The authors call this the illusion of
understanding, and they demonstrate it with a simple experiment.
Subjects are asked to rate their understanding of something, then to
write a detailed account of it, and finally to rate their understanding
again. The self-assessments almost invariably drop. The authors see this
effect everywhere, from toilets and bicycles to complex policy issues.

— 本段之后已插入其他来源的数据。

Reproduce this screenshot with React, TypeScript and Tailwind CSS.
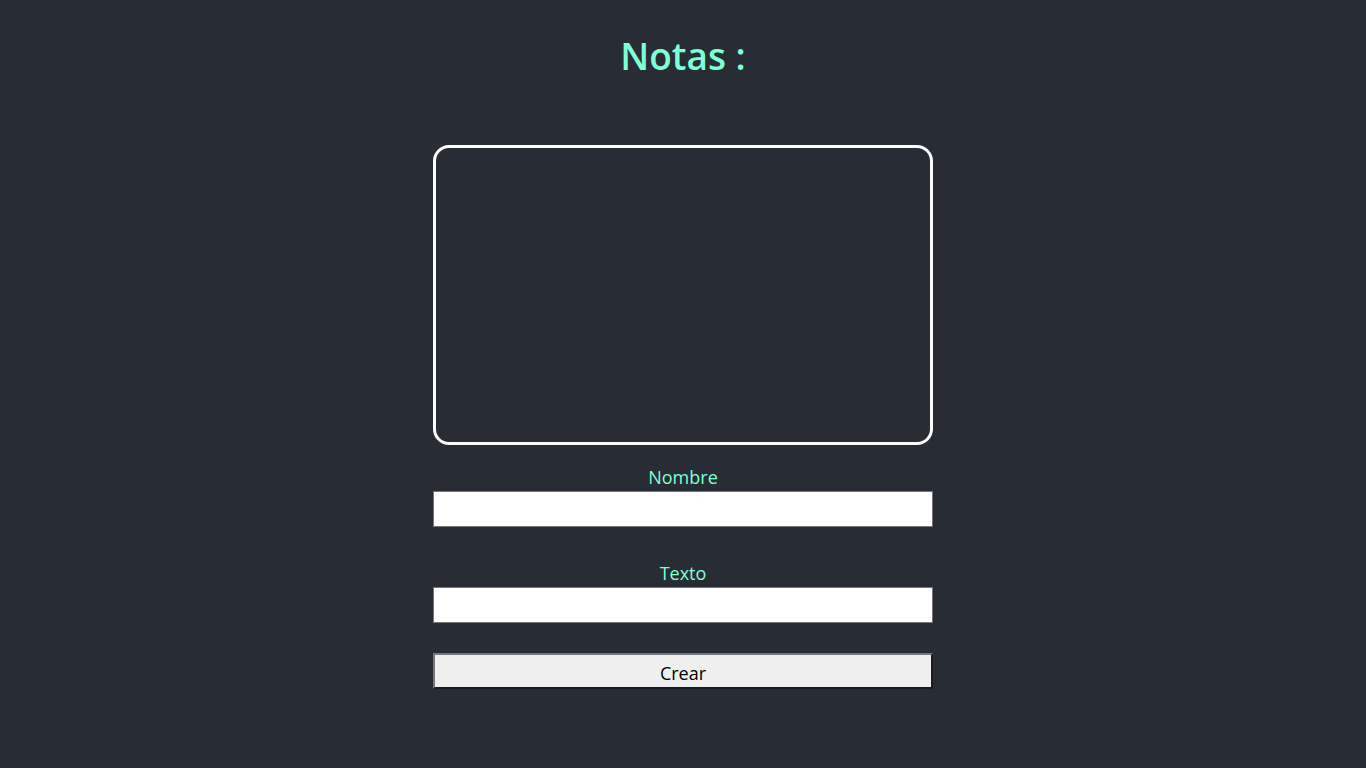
const App = () => {
  return (
    <main className="min-h-screen bg-[#282c34] flex flex-col items-center font-['Open_Sans',sans-serif]">
      {/* Title */}
      <h1 className="pt-[32px] text-[37px] leading-[48px] font-semibold text-[#7fffd4]">Notas :</h1>

      {/* Notes board */}
      <div className="mt-[65px] w-[500px] h-[300px] border-[3px] border-white rounded-[16px]" />

      {/* Form */}
      <form className="flex flex-col items-center w-[500px]" onSubmit={(e) => e.preventDefault()}>
        <label className="mt-[20px] text-[18px] leading-[24px] text-[#7fffd4]">Nombre</label>
        <input type="text" className="mt-[2px] w-full h-[36px] bg-white border border-[#767676]" />

        <label className="mt-[34px] text-[18px] leading-[24px] text-[#7fffd4]">Texto</label>
        <input type="text" className="mt-[2px] w-full h-[36px] bg-white border border-[#767676]" />

        <button
          type="submit"
          className="mt-[30px] w-full h-[36px] pt-[3px] bg-[#efefef] text-[18px] leading-[24px] text-black border-2 border-t-[#767676] border-l-[#767676] border-r-[#1b1b1b] border-b-[#1b1b1b]"
        >
          Crear
        </button>
      </form>
    </main>
  );
};

export default App;
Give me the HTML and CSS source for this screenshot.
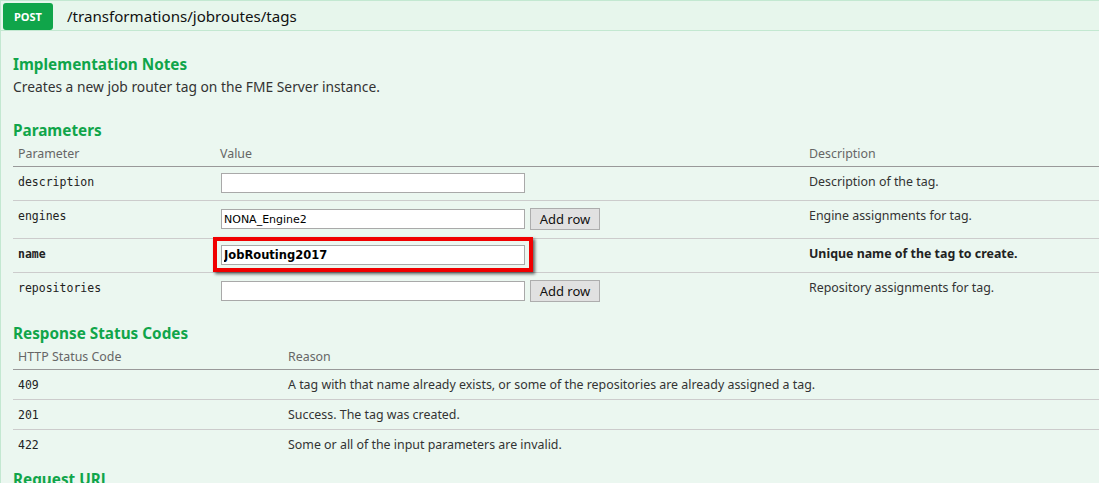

The illusion exists, they argue, because humans evolved as part of a
hive mind, and are so intuitively adept at co-operation that the lines
between minds become blurred. Economists and psychologists talk about
the “curse of knowledge”: people who know something have a hard time
imagining someone else who does not. The illusion of knowledge works the
other way round: people think they know something because others know
it.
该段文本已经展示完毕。